Many people are into fencing.   Defined by Wikipedia:

In the broadest possible sense, fencing is the art of armed combat involving cutting, stabbing, or bludgeoning weapons directly manipulated by hand, rather than shot or thrown. Example weapons include swords, knives, pikes, bayonets, batons, clubs, and similar. In contemporary common usage, ‘fencing’ tends to refer specifically to European schools of swordsmanship and to the modern Olympic sport that has evolved out of them.

Most fencing weapons are dulled to prevent injuries, but classic fencing enthusiasts still used traditional swords, only with devices put on the tips to blunt them.  I’ve known people who enjoy swords as much as I enjoy firearms.

I don’t think we should kid ourselves.   Shooting is a martial art as much as it is a sport.  But I don’t see why it deserves a worse reputation than fencing, jujitsu, tai kwan do, or any other martial art.  Or why shooters who are proud of their instruments ought to be derided by people like Joe Biden, and any of the people who laughed upon the insertion of his foot into his mouth.

5 Responses to “Designed to Kill?”

  1. Rustmeister says:

    I like to say guns aren’t designed to kill people, they are designed to hurl a projectile at speed.
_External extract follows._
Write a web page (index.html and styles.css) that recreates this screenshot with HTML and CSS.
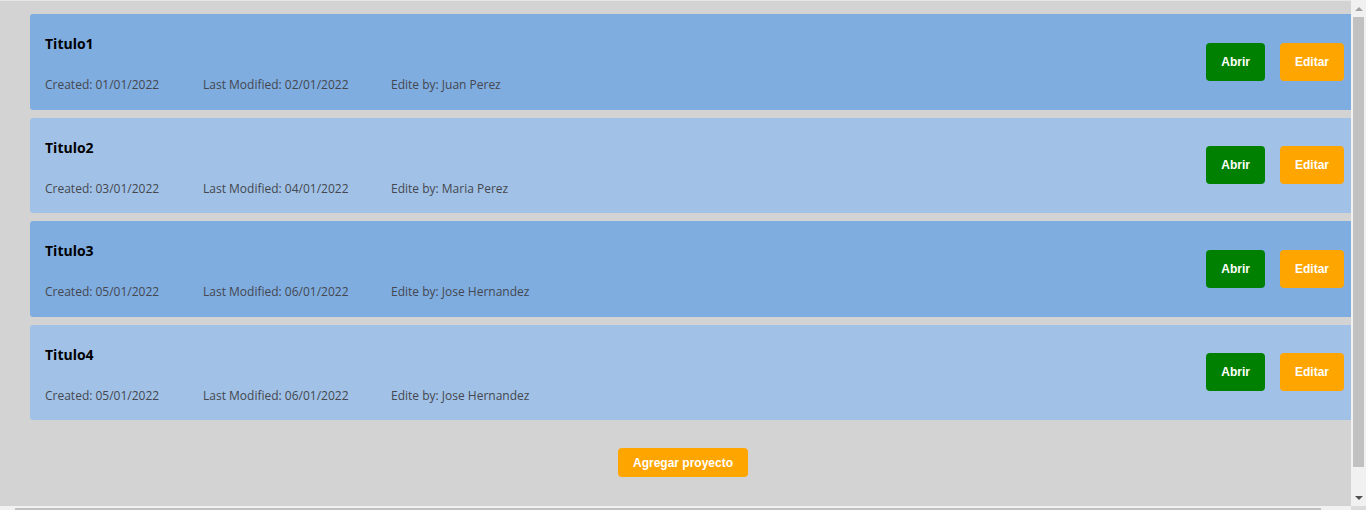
FILE: index.html
```html
<!DOCTYPE html>
<html lang="es">
<head>
<meta charset="utf-8">
<title>Proyectos</title>
<link rel="stylesheet" href="styles.css">
</head>
<body>
<div class="window">
  <div class="viewport">
    <div class="content">
      <div class="card dark">
        <div class="info">
          <h2 class="title">Titulo1</h2>
          <div class="meta"><span>Created: 01/01/2022</span><span>Last Modified: 02/01/2022</span><span>Edite by: Juan Perez</span></div>
        </div>
        <div class="actions"><button class="btn open">Abrir</button><button class="btn edit">Editar</button></div>
      </div>
      <div class="card light">
        <div class="info">
          <h2 class="title">Titulo2</h2>
          <div class="meta"><span>Created: 03/01/2022</span><span>Last Modified: 04/01/2022</span><span>Edite by: Maria Perez</span></div>
        </div>
        <div class="actions"><button class="btn open">Abrir</button><button class="btn edit">Editar</button></div>
      </div>
      <div class="card dark">
        <div class="info">
          <h2 class="title">Titulo3</h2>
          <div class="meta"><span>Created: 05/01/2022</span><span>Last Modified: 06/01/2022</span><span>Edite by: Jose Hernandez</span></div>
        </div>
        <div class="actions"><button class="btn open">Abrir</button><button class="btn edit">Editar</button></div>
      </div>
      <div class="card light">
        <div class="info">
          <h2 class="title">Titulo4</h2>
          <div class="meta"><span>Created: 05/01/2022</span><span>Last Modified: 06/01/2022</span><span>Edite by: Jose Hernandez</span></div>
        </div>
        <div class="actions"><button class="btn open">Abrir</button><button class="btn edit">Editar</button></div>
      </div>
      <div class="add-row"><button class="btn edit add">Agregar proyecto</button></div>
    </div>
  </div>
  <div class="vscroll">
    <div class="arrow up"></div>
    <div class="vthumb"></div>
    <div class="vspace"></div>
    <div class="arrow down"></div>
  </div>
  <div class="hscroll"><div class="hthumb"></div></div>
  <div class="corner"></div>
</div>
</body>
</html>
```
FILE: styles.css
```css
* { box-sizing: border-box; }
html, body { margin: 0; padding: 0; overflow: hidden; background: #d3d3d3; }
.window {
  width: 1366px;
  height: 510px;
  display: grid;
  grid-template-columns: 1351px 15px;
  grid-template-rows: 506px 15px;
  overflow: hidden;
}
.viewport {
  overflow: hidden;
  background: #d3d3d3;
  border-top: 1px solid #e6e6e6;
}
.content {
  width: 1366px;
  padding: 13px 7px 0 30px;
  display: flex;
  flex-direction: column;
  gap: 8px;
}
.card {
  height: 95.5px;
  border-radius: 3px;
  padding: 0 15px;
  display: flex;
  align-items: center;
  justify-content: space-between;
  font-family: "Open Sans", "Noto Sans", sans-serif;
}
.card.dark { background: #7fade0; }
.card.light { background: #a1c2e6; }
.info { align-self: stretch; display: flex; flex-direction: column; }
.title {
  margin: 0;
  padding-top: 20px;
  font-size: 14px;
  font-weight: 700;
  color: #000;
  line-height: 19px;
}
.meta {
  margin-top: 23px;
  display: grid;
  grid-template-columns: 158px 188px auto;
  font-size: 12px;
  line-height: 17px;
  color: #44474f;
}
.actions { display: flex; gap: 15px; }
.btn {
  height: 38px;
  padding: 0 15px;
  border: none;
  border-radius: 4px;
  color: #fff;
  font-family: "Liberation Sans", Arial, sans-serif;
  font-size: 12px;
  font-weight: 700;
}
.btn.open { background: #008000; }
.btn.edit { background: #ffa500; }
.add-row {
  margin-top: 20px;
  display: flex;
  justify-content: center;
  margin-left: -30px;
  margin-right: -7px;
}
.btn.add { height: 29px; }
.vscroll {
  background: #f1f1f1;
  display: flex;
  flex-direction: column;
  align-items: center;
}
.arrow { width: 15px; display: flex; align-items: center; justify-content: center; }
.arrow::before {
  content: "";
  width: 0; height: 0;
  border-left: 4px solid transparent;
  border-right: 4px solid transparent;
}
.arrow.up { height: 17px; }
.arrow.up::before { border-bottom: 4px solid #a3a3a3; }
.arrow.down { height: 17px; }
.arrow.down::before { border-top: 4px solid #505050; }
.vthumb { width: 11px; height: 450px; background: #c1c1c1; }
.vspace { flex: 1; }
.hscroll { background: #f1f1f1; padding: 2px 30px 0 15px; }
.hthumb { width: 1306px; height: 11px; background: #c1c1c1; }
.corner { background: #dcdcdc; }
```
Where that projectile ends up is the responsibility of the operator.

    But, there’s no denying guns were invented to kill. They were invented to replace the bow and arrow, which was invented to replace the spear, which replaced the thrown rock, etc.

    The problem with shooting sports is it’s mostly

    a. Shooting at human-looking targets, which turns some people off

    or

    b. Shooting at bulls-eye targets, which can be boring to watch.

    Working with veterans, I tell them all the time that the general public has no idea what military life is like, and they lump us into two categories – Gomer Pyle and Gunny Hartman.

    Same with guns. They’re either “rapid-fire killing machines” or ultra-masculine empowerment tools (like using the code name “god” for the sniper in the movie “Navy Seals”)

    Ignorance and disinformation, it’s everywhere.

  2. Allura says:

    And this is why I ought to learn to shoot. I already have a bow & know how to shoot that, and I fenced foil in college (and still have my gear for that, as well). I need to add to the potentially lethal collection!

  3. Kevin Baker says:

    I’ve always called it “Bang-fu” – the martial art of the speeding lead projectile.

  4. Cactus Jack says:

    “I’ve always called it “Bang-fu” – the martial art of the speeding lead projectile.”

    Or “gun-fu” as I’ve always called it.

  5. Binky .357 says:

    I’ve refered to it as meditation with an exclamation point.

    To have such awareness and control of your heart rate, your breathing, the slightest motions your muscles make… to be in tune with all of that and be able to place five rounds within a circle the size of a quarter at over 100 yards—well, if that’s not borderline meditative, I don’t know what is.